Supplied information:
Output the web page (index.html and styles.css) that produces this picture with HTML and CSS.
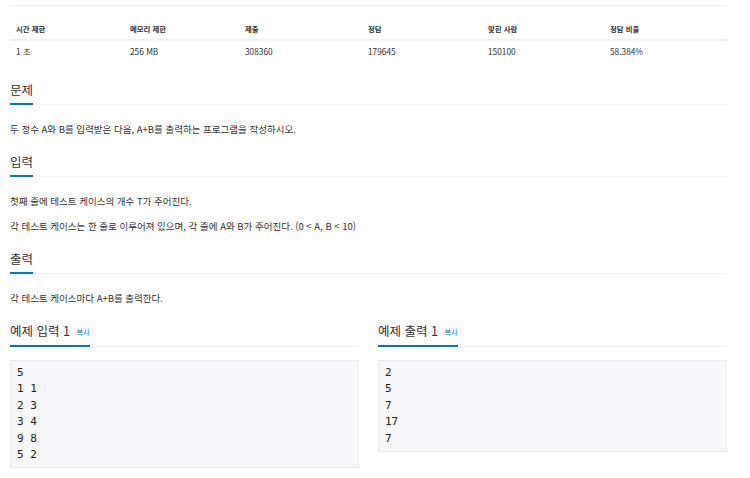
FILE: index.html
```html
<!DOCTYPE html>
<html lang="ko">
<head>
    <meta charset="UTF-8">
    <meta name="viewport" content="width=device-width, initial-scale=1.0">
    <title>A+B - 문제</title>
    <link rel="stylesheet" href="styles.css">
</head>
<body>

<div class="page">
    <div class="top-rule"></div>

    <table class="problem-info">
        <thead>
            <tr>
                <th class="col-time">시간 제한</th>
                <th class="col-memory">메모리 제한</th>
                <th class="col-submit">제출</th>
                <th class="col-accepted">정답</th>
                <th class="col-users">맞힌 사람</th>
                <th class="col-ratio">정답 비율</th>
            </tr>
        </thead>
        <tbody>
            <tr>
                <td>1 초</td>
                <td>256 MB</td>
                <td>308360</td>
                <td>179645</td>
                <td>150100</td>
                <td>58.384%</td>
            </tr>
        </tbody>
    </table>

    <section class="problem-section">
        <div class="headline"><h2>문제</h2></div>
        <div class="problem-text">
            <p>두 정수 A와 B를 입력받은 다음, A+B를 출력하는 프로그램을 작성하시오.</p>
        </div>
    </section>

    <section class="problem-section">
        <div class="headline"><h2>입력</h2></div>
        <div class="problem-text">
            <p>첫째 줄에 테스트 케이스의 개수 T가 주어진다.</p>
            <p>각 테스트 케이스는 한 줄로 이루어져 있으며, 각 줄에 A와 B가 주어진다. (0 &lt; A, B &lt; 10)</p>
        </div>
    </section>

    <section class="problem-section">
        <div class="headline"><h2>출력</h2></div>
        <div class="problem-text">
            <p>각 테스트 케이스마다 A+B를 출력한다.</p>
        </div>
    </section>

    <div class="samples">
        <section class="sample">
            <div class="headline"><h2>예제 입력 1 <a href="#" class="copy-button">복사</a></h2></div>
            <pre class="sampledata">5
1 1
2 3
3 4
9 8
5 2</pre>
        </section>
        <section class="sample">
            <div class="headline"><h2>예제 출력 1 <a href="#" class="copy-button">복사</a></h2></div>
            <pre class="sampledata">2
5
7
17
7</pre>
        </section>
    </div>
</div>

</body>
</html>
```

FILE: styles.css
```css
body {
    margin: 0;
    font-family: "Noto Sans CJK KR", "Noto Sans", sans-serif;
    color: #333;
    background: #fff;
}
.page {
    width: 717px;
    margin-left: 10px;
    padding-top: 5px;
}
.top-rule {
    border-top: 1px solid #f2f2f2;
}

/* 문제 정보 표 */
.problem-info {
    width: 717px;
    border-collapse: collapse;
    table-layout: fixed;
    margin-top: 12px;
}
.problem-info th {
    font-size: 7.4px;
    font-weight: bold;
    line-height: 12px;
    text-align: left;
    padding: 5px 6px 4px;
    border-bottom: 2px solid #f0f0f0;
}
.problem-info td {
    font-size: 8.3px;
    line-height: 12px;
    padding: 4px 6px 6px;
}
.col-time { width: 102px; }
.col-memory { width: 103px; }
.col-submit { width: 111px; }
.col-accepted { width: 108px; }
.col-users { width: 110px; }
.col-ratio { width: 111px; }

/* 섹션 제목 */
.headline {
    display: flex;
    border-bottom: 1px solid #f2f2f2;
}
.headline h2 {
    margin: 0 0 -1px;
    font-size: 12.5px;
    font-weight: normal;
    line-height: 16px;
    padding-bottom: 5px;
    border-bottom: 2px solid #0076c0;
}
.copy-button {
    font-size: 7.2px;
    color: #0076c0;
    text-decoration: none;
    margin-left: 3px;
    vertical-align: 1px;
}

.problem-section {
    margin-bottom: 17px;
}
.problem-section:first-of-type {
    margin-top: 19px;
}
.problem-text {
    margin-top: 17px;
}
.problem-text p {
    margin: 0;
    font-size: 9.5px;
    line-height: 15px;
}
.problem-text p + p {
    margin-top: 10px;
}

/* 예제 */
.samples {
    display: grid;
    grid-template-columns: 349px 349px;
    column-gap: 19px;
    align-items: start;
}
.sampledata {
    margin: 13px 0 0;
    padding: 4px 6px;
    background-color: #f7f7f9;
    border: 1px solid #ececf0;
    font-family: "DejaVu Sans Mono", monospace;
    font-size: 11px;
    line-height: 16.4px;
    color: #222;
}
```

Stated task:
Output the material word for word, omitting its pictures.

Written answer:
Output the web page (index.html and styles.css) that produces this picture with HTML and CSS.
FILE: index.html
```html
<!DOCTYPE html>
<html lang="ko">
<head>
    <meta charset="UTF-8">
    <meta name="viewport" content="width=device-width, initial-scale=1.0">
    <title>A+B - 문제</title>
    <link rel="stylesheet" href="styles.css">
</head>
<body>

<div class="page">
    <div class="top-rule"></div>

    <table class="problem-info">
        <thead>
            <tr>
                <th class="col-time">시간 제한</th>
                <th class="col-memory">메모리 제한</th>
                <th class="col-submit">제출</th>
                <th class="col-accepted">정답</th>
                <th class="col-users">맞힌 사람</th>
                <th class="col-ratio">정답 비율</th>
            </tr>
        </thead>
        <tbody>
            <tr>
                <td>1 초</td>
                <td>256 MB</td>
                <td>308360</td>
                <td>179645</td>
                <td>150100</td>
                <td>58.384%</td>
            </tr>
        </tbody>
    </table>

    <section class="problem-section">
        <div class="headline"><h2>문제</h2></div>
        <div class="problem-text">
            <p>두 정수 A와 B를 입력받은 다음, A+B를 출력하는 프로그램을 작성하시오.</p>
        </div>
    </section>

    <section class="problem-section">
        <div class="headline"><h2>입력</h2></div>
        <div class="problem-text">
            <p>첫째 줄에 테스트 케이스의 개수 T가 주어진다.</p>
            <p>각 테스트 케이스는 한 줄로 이루어져 있으며, 각 줄에 A와 B가 주어진다. (0 &lt; A, B &lt; 10)</p>
        </div>
    </section>

    <section class="problem-section">
        <div class="headline"><h2>출력</h2></div>
        <div class="problem-text">
            <p>각 테스트 케이스마다 A+B를 출력한다.</p>
        </div>
    </section>

    <div class="samples">
        <section class="sample">
            <div class="headline"><h2>예제 입력 1 <a href="#" class="copy-button">복사</a></h2></div>
            <pre class="sampledata">5
1 1
2 3
3 4
9 8
5 2</pre>
        </section>
        <section class="sample">
            <div class="headline"><h2>예제 출력 1 <a href="#" class="copy-button">복사</a></h2></div>
            <pre class="sampledata">2
5
7
17
7</pre>
        </section>
    </div>
</div>

</body>
</html>
```

FILE: styles.css
```css
body {
    margin: 0;
    font-family: "Noto Sans CJK KR", "Noto Sans", sans-serif;
    color: #333;
    background: #fff;
}
.page {
    width: 717px;
    margin-left: 10px;
    padding-top: 5px;
}
.top-rule {
    border-top: 1px solid #f2f2f2;
}

/* 문제 정보 표 */
.problem-info {
    width: 717px;
    border-collapse: collapse;
    table-layout: fixed;
    margin-top: 12px;
}
.problem-info th {
    font-size: 7.4px;
    font-weight: bold;
    line-height: 12px;
    text-align: left;
    padding: 5px 6px 4px;
    border-bottom: 2px solid #f0f0f0;
}
.problem-info td {
    font-size: 8.3px;
    line-height: 12px;
    padding: 4px 6px 6px;
}
.col-time { width: 102px; }
.col-memory { width: 103px; }
.col-submit { width: 111px; }
.col-accepted { width: 108px; }
.col-users { width: 110px; }
.col-ratio { width: 111px; }

/* 섹션 제목 */
.headline {
    display: flex;
    border-bottom: 1px solid #f2f2f2;
}
.headline h2 {
    margin: 0 0 -1px;
    font-size: 12.5px;
    font-weight: normal;
    line-height: 16px;
    padding-bottom: 5px;
    border-bottom: 2px solid #0076c0;
}
.copy-button {
    font-size: 7.2px;
    color: #0076c0;
    text-decoration: none;
    margin-left: 3px;
    vertical-align: 1px;
}

.problem-section {
    margin-bottom: 17px;
}
.problem-section:first-of-type {
    margin-top: 19px;
}
.problem-text {
    margin-top: 17px;
}
.problem-text p {
    margin: 0;
    font-size: 9.5px;
    line-height: 15px;
}
.problem-text p + p {
    margin-top: 10px;
}

/* 예제 */
.samples {
    display: grid;
    grid-template-columns: 349px 349px;
    column-gap: 19px;
    align-items: start;
}
.sampledata {
    margin: 13px 0 0;
    padding: 4px 6px;
    background-color: #f7f7f9;
    border: 1px solid #ececf0;
    font-family: "DejaVu Sans Mono", monospace;
    font-size: 11px;
    line-height: 16.4px;
    color: #222;
}
```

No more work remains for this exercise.